I've had a bit of a try with fg500 and medium pad it's kinda working, Still has scratches/swirls. I think I need to work the polish longer and use slightly more pressure

Should I be using the hard cutting pad? or medium

Go straight to the hard pad... no point fluffing around with the medium.

Go straight to the hard pad... no point fluffing around with the medium.

Yes Sir !

Just then with medium pad I worked the polish longer and with more pressure, definitely noticed the difference.
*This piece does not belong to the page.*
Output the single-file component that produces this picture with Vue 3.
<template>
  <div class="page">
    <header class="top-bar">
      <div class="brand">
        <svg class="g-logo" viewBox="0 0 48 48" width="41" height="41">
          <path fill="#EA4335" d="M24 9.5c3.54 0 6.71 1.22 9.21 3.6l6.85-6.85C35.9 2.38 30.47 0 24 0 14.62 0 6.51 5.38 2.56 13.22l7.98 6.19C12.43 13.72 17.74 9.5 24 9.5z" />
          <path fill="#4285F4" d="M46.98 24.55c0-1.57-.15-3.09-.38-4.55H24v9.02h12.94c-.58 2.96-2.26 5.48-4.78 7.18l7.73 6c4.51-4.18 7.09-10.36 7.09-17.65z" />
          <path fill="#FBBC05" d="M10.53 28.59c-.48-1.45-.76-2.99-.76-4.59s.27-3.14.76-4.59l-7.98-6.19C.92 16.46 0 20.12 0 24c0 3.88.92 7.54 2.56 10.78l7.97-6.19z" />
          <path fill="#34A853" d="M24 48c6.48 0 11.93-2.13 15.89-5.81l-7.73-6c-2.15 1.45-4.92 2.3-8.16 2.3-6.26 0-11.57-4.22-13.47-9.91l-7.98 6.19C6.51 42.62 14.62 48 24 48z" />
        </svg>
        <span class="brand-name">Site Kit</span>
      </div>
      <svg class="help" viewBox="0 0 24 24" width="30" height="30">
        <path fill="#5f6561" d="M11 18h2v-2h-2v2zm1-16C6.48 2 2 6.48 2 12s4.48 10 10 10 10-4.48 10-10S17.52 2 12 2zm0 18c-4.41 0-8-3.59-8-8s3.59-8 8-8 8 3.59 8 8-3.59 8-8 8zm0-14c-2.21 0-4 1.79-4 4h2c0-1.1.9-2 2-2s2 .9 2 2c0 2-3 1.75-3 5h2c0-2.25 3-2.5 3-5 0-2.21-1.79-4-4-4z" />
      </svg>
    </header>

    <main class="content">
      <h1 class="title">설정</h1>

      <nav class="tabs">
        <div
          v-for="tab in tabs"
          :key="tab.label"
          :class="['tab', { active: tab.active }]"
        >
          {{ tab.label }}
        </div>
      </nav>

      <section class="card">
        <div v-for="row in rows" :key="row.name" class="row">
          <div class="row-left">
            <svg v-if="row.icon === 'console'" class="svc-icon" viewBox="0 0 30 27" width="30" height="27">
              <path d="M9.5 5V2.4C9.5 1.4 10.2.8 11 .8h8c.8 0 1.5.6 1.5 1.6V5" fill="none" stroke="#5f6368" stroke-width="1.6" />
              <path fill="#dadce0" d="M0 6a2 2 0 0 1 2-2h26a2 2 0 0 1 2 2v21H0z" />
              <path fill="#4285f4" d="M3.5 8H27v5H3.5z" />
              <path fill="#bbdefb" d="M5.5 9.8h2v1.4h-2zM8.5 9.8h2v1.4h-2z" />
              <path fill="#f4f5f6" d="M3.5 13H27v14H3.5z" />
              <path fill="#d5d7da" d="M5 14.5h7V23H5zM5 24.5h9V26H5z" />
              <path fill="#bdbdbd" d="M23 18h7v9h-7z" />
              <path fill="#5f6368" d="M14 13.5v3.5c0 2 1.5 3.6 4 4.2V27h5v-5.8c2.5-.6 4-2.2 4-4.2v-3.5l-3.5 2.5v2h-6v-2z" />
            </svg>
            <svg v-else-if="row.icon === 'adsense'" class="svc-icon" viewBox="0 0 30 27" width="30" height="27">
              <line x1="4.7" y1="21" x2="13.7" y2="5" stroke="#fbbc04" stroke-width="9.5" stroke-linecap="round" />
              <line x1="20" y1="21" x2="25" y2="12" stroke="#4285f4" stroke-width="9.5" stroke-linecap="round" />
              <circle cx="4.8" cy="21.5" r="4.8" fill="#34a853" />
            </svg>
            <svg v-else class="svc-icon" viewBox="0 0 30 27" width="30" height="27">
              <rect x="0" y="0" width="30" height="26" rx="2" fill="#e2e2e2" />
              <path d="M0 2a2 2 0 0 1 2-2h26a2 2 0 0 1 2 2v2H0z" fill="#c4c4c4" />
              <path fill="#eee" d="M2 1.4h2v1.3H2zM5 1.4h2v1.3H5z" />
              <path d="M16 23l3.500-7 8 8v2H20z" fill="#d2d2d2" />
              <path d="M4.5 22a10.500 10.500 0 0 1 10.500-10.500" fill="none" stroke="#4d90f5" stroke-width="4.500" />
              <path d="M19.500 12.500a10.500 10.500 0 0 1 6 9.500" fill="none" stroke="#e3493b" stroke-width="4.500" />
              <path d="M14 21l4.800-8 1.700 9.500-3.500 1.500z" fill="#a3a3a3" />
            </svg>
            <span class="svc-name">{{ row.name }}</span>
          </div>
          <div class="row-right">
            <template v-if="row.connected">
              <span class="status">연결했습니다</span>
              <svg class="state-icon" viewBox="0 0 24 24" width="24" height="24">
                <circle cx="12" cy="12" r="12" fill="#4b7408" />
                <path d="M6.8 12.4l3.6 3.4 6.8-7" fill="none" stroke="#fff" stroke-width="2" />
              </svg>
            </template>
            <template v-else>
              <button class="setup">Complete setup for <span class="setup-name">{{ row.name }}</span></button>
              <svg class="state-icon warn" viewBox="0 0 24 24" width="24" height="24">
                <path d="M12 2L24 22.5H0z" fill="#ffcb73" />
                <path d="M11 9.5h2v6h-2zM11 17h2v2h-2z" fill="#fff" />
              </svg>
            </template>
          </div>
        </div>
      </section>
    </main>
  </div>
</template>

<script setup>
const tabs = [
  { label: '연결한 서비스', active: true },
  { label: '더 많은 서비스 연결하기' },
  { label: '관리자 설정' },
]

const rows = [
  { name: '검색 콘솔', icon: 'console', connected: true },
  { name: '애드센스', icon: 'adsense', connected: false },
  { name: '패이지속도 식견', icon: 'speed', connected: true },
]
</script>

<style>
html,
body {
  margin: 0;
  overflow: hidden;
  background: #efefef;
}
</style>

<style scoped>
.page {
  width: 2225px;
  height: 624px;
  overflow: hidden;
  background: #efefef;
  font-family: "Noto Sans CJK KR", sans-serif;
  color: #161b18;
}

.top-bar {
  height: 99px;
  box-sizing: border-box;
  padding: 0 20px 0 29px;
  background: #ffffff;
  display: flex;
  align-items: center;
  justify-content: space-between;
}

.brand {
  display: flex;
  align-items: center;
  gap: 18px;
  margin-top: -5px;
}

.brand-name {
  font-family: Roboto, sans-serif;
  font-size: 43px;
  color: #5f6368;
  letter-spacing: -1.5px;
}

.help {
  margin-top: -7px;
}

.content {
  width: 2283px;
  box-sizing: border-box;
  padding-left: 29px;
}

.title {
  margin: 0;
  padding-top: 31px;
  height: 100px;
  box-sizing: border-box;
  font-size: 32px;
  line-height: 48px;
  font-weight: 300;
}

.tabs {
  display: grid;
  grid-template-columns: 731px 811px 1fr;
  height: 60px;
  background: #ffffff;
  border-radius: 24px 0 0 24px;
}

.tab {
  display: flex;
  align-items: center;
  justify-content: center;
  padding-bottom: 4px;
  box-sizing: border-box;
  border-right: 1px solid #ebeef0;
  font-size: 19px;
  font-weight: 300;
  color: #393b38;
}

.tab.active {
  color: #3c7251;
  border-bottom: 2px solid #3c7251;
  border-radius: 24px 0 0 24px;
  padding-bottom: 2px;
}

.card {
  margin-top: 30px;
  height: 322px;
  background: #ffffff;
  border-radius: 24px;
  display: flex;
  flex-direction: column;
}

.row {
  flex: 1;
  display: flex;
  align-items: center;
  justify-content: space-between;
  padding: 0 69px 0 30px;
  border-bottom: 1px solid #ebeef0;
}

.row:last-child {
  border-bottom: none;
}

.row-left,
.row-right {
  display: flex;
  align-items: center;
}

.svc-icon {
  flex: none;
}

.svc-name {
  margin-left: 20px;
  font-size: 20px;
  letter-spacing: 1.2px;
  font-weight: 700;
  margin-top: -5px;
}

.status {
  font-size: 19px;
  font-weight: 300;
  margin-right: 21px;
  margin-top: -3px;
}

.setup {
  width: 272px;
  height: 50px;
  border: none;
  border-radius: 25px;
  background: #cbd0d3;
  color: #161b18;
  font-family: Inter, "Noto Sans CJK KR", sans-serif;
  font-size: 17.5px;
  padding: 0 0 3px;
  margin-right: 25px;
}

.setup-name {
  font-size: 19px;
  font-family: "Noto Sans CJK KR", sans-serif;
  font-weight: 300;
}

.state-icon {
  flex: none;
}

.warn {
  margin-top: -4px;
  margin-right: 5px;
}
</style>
I'll try the hard pad it's a weird one not sure what side you attach lol

Sorry let me clarify - you probably don't want to start with a finishing polish on a finishing pad, unless the car has very light swirls. I usually go medium first, see how that goes, then move up if needs to be. My 35 didnt need anything heavier cutting as the paint is soft and you need to minimise the amount of clear taken off as a general rule

for cleaning, just use carwash or dishwashing liquid, rinse well squeese out all the water and let the pads air dry somewhere away from dirt and dust

Good to hear Dylan.

During use, I use a pad cleaning brush to get off any spent residue (helps to minimise dusting). After use, I rinse pads with a realllyyyy mild detergent (as you don't want something that attacks the glue on the pad).

That said, I left some LC orange pads overnight to air dry, and when I used them the next day they still had moisture. This is a bigggg no no, as the heat of the DA creates steam inside the pad and they quickly shred themselves away from the backing plate.So with that said I'd hit the pads with a hair dryer as well.... just on warm setting.